Quote, verbatim, all material below, without pictures.

※

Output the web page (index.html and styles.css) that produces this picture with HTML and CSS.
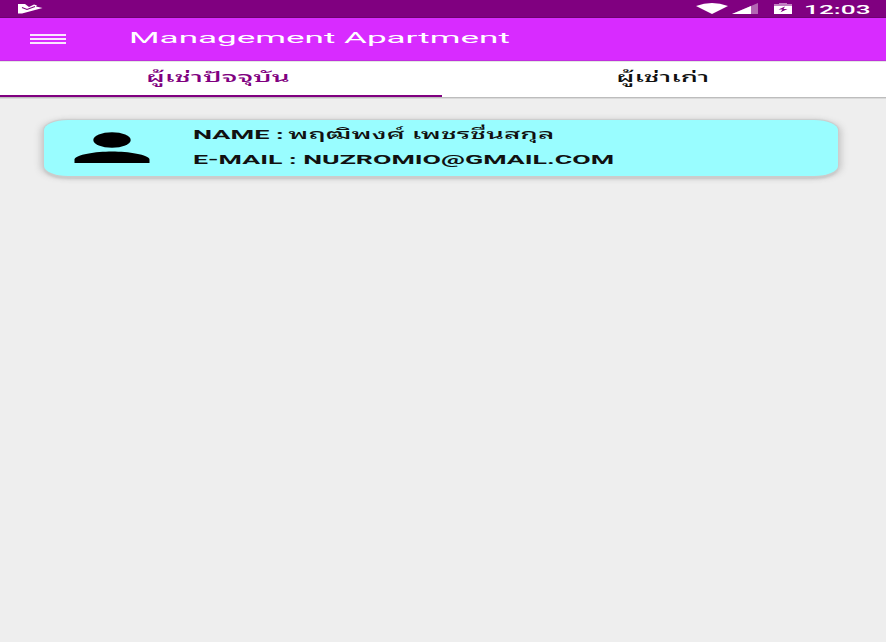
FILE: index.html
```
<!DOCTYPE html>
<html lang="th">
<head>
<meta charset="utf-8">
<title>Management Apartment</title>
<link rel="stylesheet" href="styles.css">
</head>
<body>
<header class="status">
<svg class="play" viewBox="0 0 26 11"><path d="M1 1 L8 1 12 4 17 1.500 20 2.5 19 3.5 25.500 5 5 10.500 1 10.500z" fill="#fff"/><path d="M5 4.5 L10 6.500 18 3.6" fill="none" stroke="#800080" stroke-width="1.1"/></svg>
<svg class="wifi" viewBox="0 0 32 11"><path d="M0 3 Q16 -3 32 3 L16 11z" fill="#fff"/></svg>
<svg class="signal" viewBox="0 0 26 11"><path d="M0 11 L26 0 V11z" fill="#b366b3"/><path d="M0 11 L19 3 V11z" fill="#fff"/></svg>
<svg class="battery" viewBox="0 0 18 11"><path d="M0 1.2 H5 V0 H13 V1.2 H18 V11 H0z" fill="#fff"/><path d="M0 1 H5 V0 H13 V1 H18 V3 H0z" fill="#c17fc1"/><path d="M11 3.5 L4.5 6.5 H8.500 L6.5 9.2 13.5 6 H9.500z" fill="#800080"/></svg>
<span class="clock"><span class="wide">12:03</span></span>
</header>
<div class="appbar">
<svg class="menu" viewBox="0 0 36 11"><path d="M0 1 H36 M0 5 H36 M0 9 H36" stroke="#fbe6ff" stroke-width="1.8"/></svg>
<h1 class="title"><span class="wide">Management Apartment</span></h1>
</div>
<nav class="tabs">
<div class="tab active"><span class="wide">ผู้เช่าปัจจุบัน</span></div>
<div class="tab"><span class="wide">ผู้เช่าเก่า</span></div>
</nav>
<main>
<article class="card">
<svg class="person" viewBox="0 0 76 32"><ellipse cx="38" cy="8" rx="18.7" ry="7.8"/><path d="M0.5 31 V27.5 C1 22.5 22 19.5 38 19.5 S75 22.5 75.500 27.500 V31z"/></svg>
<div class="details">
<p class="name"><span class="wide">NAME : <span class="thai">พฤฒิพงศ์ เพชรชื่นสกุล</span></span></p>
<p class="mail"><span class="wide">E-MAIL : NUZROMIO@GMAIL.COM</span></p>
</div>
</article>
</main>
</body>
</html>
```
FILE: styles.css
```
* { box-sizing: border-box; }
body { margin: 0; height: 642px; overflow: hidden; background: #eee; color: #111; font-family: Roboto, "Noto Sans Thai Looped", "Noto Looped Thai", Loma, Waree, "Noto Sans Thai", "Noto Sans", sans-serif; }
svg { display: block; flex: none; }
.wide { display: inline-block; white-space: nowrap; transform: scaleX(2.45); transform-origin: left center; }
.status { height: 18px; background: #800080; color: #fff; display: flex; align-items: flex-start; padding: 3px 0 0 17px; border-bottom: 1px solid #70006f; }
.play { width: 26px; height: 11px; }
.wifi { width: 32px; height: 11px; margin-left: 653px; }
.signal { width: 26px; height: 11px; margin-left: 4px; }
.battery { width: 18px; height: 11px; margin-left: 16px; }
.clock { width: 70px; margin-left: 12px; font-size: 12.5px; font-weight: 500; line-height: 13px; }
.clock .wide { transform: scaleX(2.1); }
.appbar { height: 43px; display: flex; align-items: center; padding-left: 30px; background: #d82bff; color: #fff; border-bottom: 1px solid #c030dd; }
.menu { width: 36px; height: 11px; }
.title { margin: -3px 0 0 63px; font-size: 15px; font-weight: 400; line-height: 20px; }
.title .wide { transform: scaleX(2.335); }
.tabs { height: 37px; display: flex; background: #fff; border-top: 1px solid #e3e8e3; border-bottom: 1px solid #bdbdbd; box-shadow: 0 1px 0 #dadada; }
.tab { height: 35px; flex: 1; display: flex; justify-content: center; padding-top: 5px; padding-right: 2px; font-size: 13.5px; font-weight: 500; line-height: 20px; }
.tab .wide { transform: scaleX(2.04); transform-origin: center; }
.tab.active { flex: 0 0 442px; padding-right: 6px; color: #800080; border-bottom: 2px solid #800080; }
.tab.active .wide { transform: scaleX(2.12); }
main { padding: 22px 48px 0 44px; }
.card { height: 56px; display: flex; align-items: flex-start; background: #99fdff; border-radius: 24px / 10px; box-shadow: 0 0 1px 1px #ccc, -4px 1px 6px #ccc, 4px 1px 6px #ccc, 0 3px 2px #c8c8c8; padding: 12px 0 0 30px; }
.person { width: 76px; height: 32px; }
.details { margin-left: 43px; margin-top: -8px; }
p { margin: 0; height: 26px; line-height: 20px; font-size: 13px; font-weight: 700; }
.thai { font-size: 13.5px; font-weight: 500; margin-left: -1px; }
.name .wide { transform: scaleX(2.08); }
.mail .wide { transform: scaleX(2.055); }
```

※

Written solution —
Output the web page (index.html and styles.css) that produces this picture with HTML and CSS.
FILE: index.html
```
<!DOCTYPE html>
<html lang="th">
<head>
<meta charset="utf-8">
<title>Management Apartment</title>
<link rel="stylesheet" href="styles.css">
</head>
<body>
<header class="status">
<svg class="play" viewBox="0 0 26 11"><path d="M1 1 L8 1 12 4 17 1.500 20 2.5 19 3.5 25.500 5 5 10.500 1 10.500z" fill="#fff"/><path d="M5 4.5 L10 6.500 18 3.6" fill="none" stroke="#800080" stroke-width="1.1"/></svg>
<svg class="wifi" viewBox="0 0 32 11"><path d="M0 3 Q16 -3 32 3 L16 11z" fill="#fff"/></svg>
<svg class="signal" viewBox="0 0 26 11"><path d="M0 11 L26 0 V11z" fill="#b366b3"/><path d="M0 11 L19 3 V11z" fill="#fff"/></svg>
<svg class="battery" viewBox="0 0 18 11"><path d="M0 1.2 H5 V0 H13 V1.2 H18 V11 H0z" fill="#fff"/><path d="M0 1 H5 V0 H13 V1 H18 V3 H0z" fill="#c17fc1"/><path d="M11 3.5 L4.5 6.5 H8.500 L6.5 9.2 13.5 6 H9.500z" fill="#800080"/></svg>
<span class="clock"><span class="wide">12:03</span></span>
</header>
<div class="appbar">
<svg class="menu" viewBox="0 0 36 11"><path d="M0 1 H36 M0 5 H36 M0 9 H36" stroke="#fbe6ff" stroke-width="1.8"/></svg>
<h1 class="title"><span class="wide">Management Apartment</span></h1>
</div>
<nav class="tabs">
<div class="tab active"><span class="wide">ผู้เช่าปัจจุบัน</span></div>
<div class="tab"><span class="wide">ผู้เช่าเก่า</span></div>
</nav>
<main>
<article class="card">
<svg class="person" viewBox="0 0 76 32"><ellipse cx="38" cy="8" rx="18.7" ry="7.8"/><path d="M0.5 31 V27.5 C1 22.5 22 19.5 38 19.5 S75 22.5 75.500 27.500 V31z"/></svg>
<div class="details">
<p class="name"><span class="wide">NAME : <span class="thai">พฤฒิพงศ์ เพชรชื่นสกุล</span></span></p>
<p class="mail"><span class="wide">E-MAIL : NUZROMIO@GMAIL.COM</span></p>
</div>
</article>
</main>
</body>
</html>
```
FILE: styles.css
```
* { box-sizing: border-box; }
body { margin: 0; height: 642px; overflow: hidden; background: #eee; color: #111; font-family: Roboto, "Noto Sans Thai Looped", "Noto Looped Thai", Loma, Waree, "Noto Sans Thai", "Noto Sans", sans-serif; }
svg { display: block; flex: none; }
.wide { display: inline-block; white-space: nowrap; transform: scaleX(2.45); transform-origin: left center; }
.status { height: 18px; background: #800080; color: #fff; display: flex; align-items: flex-start; padding: 3px 0 0 17px; border-bottom: 1px solid #70006f; }
.play { width: 26px; height: 11px; }
.wifi { width: 32px; height: 11px; margin-left: 653px; }
.signal { width: 26px; height: 11px; margin-left: 4px; }
.battery { width: 18px; height: 11px; margin-left: 16px; }
.clock { width: 70px; margin-left: 12px; font-size: 12.5px; font-weight: 500; line-height: 13px; }
.clock .wide { transform: scaleX(2.1); }
.appbar { height: 43px; display: flex; align-items: center; padding-left: 30px; background: #d82bff; color: #fff; border-bottom: 1px solid #c030dd; }
.menu { width: 36px; height: 11px; }
.title { margin: -3px 0 0 63px; font-size: 15px; font-weight: 400; line-height: 20px; }
.title .wide { transform: scaleX(2.335); }
.tabs { height: 37px; display: flex; background: #fff; border-top: 1px solid #e3e8e3; border-bottom: 1px solid #bdbdbd; box-shadow: 0 1px 0 #dadada; }
.tab { height: 35px; flex: 1; display: flex; justify-content: center; padding-top: 5px; padding-right: 2px; font-size: 13.5px; font-weight: 500; line-height: 20px; }
.tab .wide { transform: scaleX(2.04); transform-origin: center; }
.tab.active { flex: 0 0 442px; padding-right: 6px; color: #800080; border-bottom: 2px solid #800080; }
.tab.active .wide { transform: scaleX(2.12); }
main { padding: 22px 48px 0 44px; }
.card { height: 56px; display: flex; align-items: flex-start; background: #99fdff; border-radius: 24px / 10px; box-shadow: 0 0 1px 1px #ccc, -4px 1px 6px #ccc, 4px 1px 6px #ccc, 0 3px 2px #c8c8c8; padding: 12px 0 0 30px; }
.person { width: 76px; height: 32px; }
.details { margin-left: 43px; margin-top: -8px; }
p { margin: 0; height: 26px; line-height: 20px; font-size: 13px; font-weight: 700; }
.thai { font-size: 13.5px; font-weight: 500; margin-left: -1px; }
.name .wide { transform: scaleX(2.08); }
.mail .wide { transform: scaleX(2.055); }
```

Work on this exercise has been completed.